IBX Strings and Character Set Handling

A Firebird Database can specify a wide range of character sets for character and text mode blob columns. A client application can choose to read each column in its native character set or to have the Firebird Client library transliterate on its behalf. For example, adding:

lc_ctype=UTF8

to a TIBDatabase's params property will cause all character data (other than character set 'none' or 'octetstring') to be transliterated into UTF8, regardless of the column's defined character set.

For most applications, this is probably the easiest way to handle multiple character sets. However, some more specialist applications may need to have access to native character set encoding.

From release 1.4.0, IBX provides the encoded character set width and character set name of each character mode column. It also uses this to compute the correct byte size for the field buffer without having to oversize the field's display width.

FPC 3.0.0 onwards. FPC 3.0.0 introduces AnsiStrings with the codepage as a property of the string (see http://wiki.freepascal.org/FPC_Unicode_support#DefaultSystemCodePage). From release 1.4.1 onwards:

•TIBStringField.AsString and TIBMemoField.AsString will always transliterate characters to UTF8 regardless of the setting of the lc_ctype under the field's character set is “NONE” or “OCTETSTRING”. This is because the LCL can only correctly handle UTF8.
•Assigning to TIBStringField.AsString and TIBMemoField.AsString will now result in transliteration to the code page specified for the Firebird driver if the assigned string has a different code page.
•TIBSQL Fields and Params “AsString” property will always return a string in the character set used by Firebird for the field. When assigned to, the string will be transliterated to the Firebird Field's character set if necessary.

There is also a new TIBDatabase property UseDefaultSystemCodePage. When this is set to true, any hardcoded lc_ctype is ignored and IBX will choose the lc_ctype that best matches the DefaultSystemCodePage.

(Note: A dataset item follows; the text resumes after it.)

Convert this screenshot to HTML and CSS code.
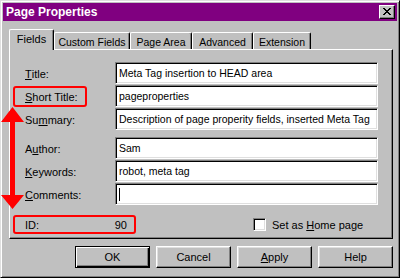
FILE: index.html
```html
<!DOCTYPE html>
<html lang="en">

<head>
    <meta charset="UTF-8">
    <title>Page Properties</title>
    <link rel="stylesheet" href="styles.css">
</head>

<body>
    <div class="window">
        <!-- Title bar -->
        <div class="titlebar">
            <span class="title">Page Properties</span>
            <span class="close">
                <svg width="8" height="7" viewBox="0 0 8 7" shape-rendering="crispEdges">
                    <path d="M0 0h2v1h-2zM6 0h2v1h-2zM1 1h2v1h-2zM5 1h2v1h-2zM2 2h4v1h-4zM3 3h2v1h-2zM2 4h4v1h-4zM1 5h2v1h-2zM5 5h2v1h-2zM0 6h2v1h-2zM6 6h2v1h-2z" fill="#000"/>
                </svg>
            </span>
        </div>

        <!-- Tabs -->
        <div class="tabs">
            <div class="tab active w-fields">Fields</div>
            <div class="tab w-custom">Custom Fields</div>
            <div class="tab w-area">Page Area</div>
            <div class="tab w-adv">Advanced</div>
            <div class="tab w-ext">Extension</div>
        </div>

        <!-- Fields panel -->
        <div class="panel">
            <div class="fields">
                <div class="row">
                    <span class="label"><u>T</u>itle:</span>
                    <span class="field">Meta Tag insertion to HEAD area</span>
                </div>
                <div class="row">
                    <span class="label mark"><u>S</u>hort Title:</span>
                    <span class="field">pageproperties</span>
                </div>
                <div class="row">
                    <span class="label">Su<u>m</u>mary:</span>
                    <span class="field">Description of page properity fields, inserted Meta Tag</span>
                </div>
                <div class="row spaced">
                    <span class="label">A<u>u</u>thor:</span>
                    <span class="field">Sam</span>
                </div>
                <div class="row">
                    <span class="label"><u>K</u>eywords:</span>
                    <span class="field">robot, meta tag</span>
                </div>
                <div class="row">
                    <span class="label"><u>C</u>omments:</span>
                    <span class="field"><span class="caret"></span></span>
                </div>
            </div>

            <div class="id-row">
                <div class="id-box mark">
                    <span>ID:</span>
                    <span>90</span>
                </div>
                <div class="check">
                    <span class="box"></span>
                    <span>Set as <u>H</u>ome page</span>
                </div>
            </div>
        </div>

        <!-- Buttons -->
        <div class="buttons">
            <span class="btn default">OK</span>
            <span class="btn">Cancel</span>
            <span class="btn"><u>A</u>pply</span>
            <span class="btn">Help</span>
        </div>

        <!-- Annotation arrow -->
        <svg class="arrow" width="26" height="106" viewBox="0 0 26 106">
            <polygon points="12.5,2 24,17 15,17 15,90 24,90 12.5,104 1,90 10,90 10,17 1,17" fill="#ff0000"/>
        </svg>
    </div>
</body>

</html>
```

FILE: styles.css
```css
/* Base */
* {
    margin: 0;
    padding: 0;
    box-sizing: border-box;
}

body {
    background-color: #c0c0c0;
    font-family: 'Liberation Sans', Arial, sans-serif;
    font-size: 11px;
    color: #000;
}

u {
    text-decoration: underline;
    text-underline-offset: 1px;
}

/* Window */
.window {
    position: relative;
    width: 400px;
    height: 278px;
    background-color: #c0c0c0;
    border: 1px solid;
    border-color: #dfdfdf #000 #000 #dfdfdf;
    box-shadow: inset 1px 1px #fff, inset -1px -1px #808080;
    padding: 2px;
}

/* Title bar */
.titlebar {
    height: 18px;
    background-color: #800080;
    display: flex;
    align-items: center;
    justify-content: space-between;
    padding: 0 2px 0 3px;
}

.title {
    color: #fff;
    font-weight: bold;
    font-size: 12px;
}

.close {
    width: 16px;
    height: 14px;
    background-color: #c0c0c0;
    border: 1px solid;
    border-color: #fff #000 #000 #fff;
    box-shadow: inset -1px -1px #808080;
    display: flex;
    align-items: center;
    justify-content: center;
    padding-bottom: 1px;
}

/* Tabs */
.tabs {
    display: flex;
    align-items: flex-end;
    height: 20px;
    margin-top: 8px;
    padding-left: 6px;
}

.tab {
    position: relative;
    height: 17px;
    border-top: 1px solid #fff;
    border-left: 1px solid #fff;
    border-right: 1px solid #000;
    border-radius: 2px 2px 0 0;
    box-shadow: inset -1px 0 #808080;
    text-align: center;
    padding-top: 3px;
    font-size: 10.5px;
    background-color: #c0c0c0;
}

.tab.active {
    height: 21px;
    margin-bottom: -1px;
    padding-top: 3px;
    font-size: 11px;
    z-index: 2;
}

.w-fields { width: 45px; }
.w-custom { width: 76px; }
.w-area { width: 62px; }
.w-adv { width: 61px; }
.w-ext { width: 58px; }

/* Panel */
.panel {
    width: 384px;
    margin-left: 6px;
    border: 1px solid;
    border-color: #fff #000 #000 #fff;
    box-shadow: inset -1px -1px #808080;
    padding: 12px 13px 4px 3px;
}

.fields {
    display: flex;
    flex-direction: column;
    gap: 1px;
}

.row {
    display: grid;
    grid-template-columns: 102px 263px;
    height: 22px;
    align-items: center;
}

.row.spaced {
    margin-top: 6px;
}

.label {
    width: 74px;
    height: 21px;
    display: flex;
    align-items: center;
    padding-left: 10px;
    border: 2px solid transparent;
    border-radius: 3px;
    align-self: end;
}

.mark {
    border: 2px solid #ff0000;
    border-radius: 3px;
}

.field {
    height: 22px;
    background-color: #fff;
    border: 1px solid;
    border-color: #808080 #fff #fff #808080;
    box-shadow: inset 1px 1px #000, inset -1px -1px #dfdfdf;
    padding: 0 3px;
    display: flex;
    align-items: center;
    white-space: nowrap;
    overflow: hidden;
    font-size: 10.5px;
}

.caret {
    display: inline-block;
    width: 1px;
    height: 13px;
    background-color: #000;
}

/* ID row */
.id-row {
    display: flex;
    align-items: center;
    margin-top: 10px;
}

.id-box {
    width: 123px;
    height: 19px;
    display: flex;
    align-items: center;
    justify-content: space-between;
    padding: 0 7px 0 10px;
}

.check {
    display: flex;
    align-items: center;
    gap: 6px;
    margin-left: 117px;
}

.box {
    width: 13px;
    height: 13px;
    background-color: #fff;
    border: 1px solid;
    border-color: #808080 #fff #fff #808080;
    box-shadow: inset 1px 1px #000, inset -1px -1px #dfdfdf;
}

/* Buttons */
.buttons {
    display: flex;
    justify-content: flex-end;
    gap: 6px;
    margin-top: 7px;
    padding-right: 4px;
}

.btn {
    width: 75px;
    height: 22px;
    display: flex;
    align-items: center;
    justify-content: center;
    border: 1px solid;
    border-color: #fff #000 #000 #fff;
    box-shadow: inset -1px -1px #808080, inset 1px 1px #dfdfdf;
}

.btn.default {
    border-color: #000;
    box-shadow: inset 1px 1px #fff, inset -1px -1px #000, inset -2px -2px #808080;
}

/* Annotation */
.arrow {
    position: absolute;
    left: -1px;
    top: 104px;
}
```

Unless you have specialist string handling requirements, an lc-ctype of UTF8 is probably the best choice for Lazarus.

The Theory

The TDataSet model demands that a dataset provides information about its column types in a TFieldDefs collection, comprising a TFieldDef for each column identifying its type, column name and other useful information. This is used, for example, by the Lazarus IDE's Fields Editor to create a list of dataset fields. Selecting a field name in the Object Inspector also uses the field defs.

IBX subclasses the TFieldDef to create its own extended field def (TIBFieldDef). This contains the Character Set Name and Character Set Size for string and memo type fields, where the Character Set Size is a number in the range 1..4 that gives the maximum number of bytes in which a character can be encoded. For example, UTF8 has a character set size of 4.

The TFieldDef is also used when dataset is opened and the Field objects are created, or associated with fields added to a form by the IDE's Fields Editor. In IBX, instead of the standard field types for text fields, subclassed versions are used to provide the extended information. These are:

•TIBStringField
•TIBMemoField

These all have the additional properties:

•CharacterSetName
•CharacterSetSize

which, respectively, provide the Character Set Name and Size for the text string. The application may then process them accordingly.

These field types also adjust the field size so that it returns the character width in the column multiplied by the character set size, while the DisplayWidth property should always return the character width of the column. This should ensure that the appropriate buffer size is allocated for the column whilst avoiding oversizing the DisplayWidth (and thus making automatic TDBGrid columns too wide).

The Memo Field types also have a new published boolean property:

•DisplayTextAsClassName

This defaults to false.

When true, the field's DisplayText property returns the text content of the field truncated to the DisplayWidth (number of characters to be displayed).

For IBX Memo Fields, the DisplayWidth defaults to 128 characters. If this is overridden and set to zero, then the DisplayText is not truncated.

On the other hand, if the DisplayTextAsClassName is false, then the inherited behaviour is used and the DisplayText returns the classname in square brackets. The DisplayWidth is the inherited default (currently 10).

FPC 3.0.0 onwards. TIBStringField and TIBMemoField also have a CodePage” property. This gives the code page used for the string returned by the “AsString” property.

In Practice

New applications using IBX should just work “out of the box” as regards character set handling and, in most cases, you will have little need to understand the above unless you are having to process the character set type information for each column.

Existing applications should continue to work without a problem. However:

•If you want to make use of the correct DisplayWidth, or
•If you want the original behaviour of DisplayTextAsClassName, or
•You want to process the character set type information for each column
•And you have used the IDE Field's Editor to create field objects as part of a form

then you will need use the Fields Editor to remove the existing field object for each affected text field and to add it back again. This will create a field object using the new IBX subclassed field type. You may then make use of the extended properties.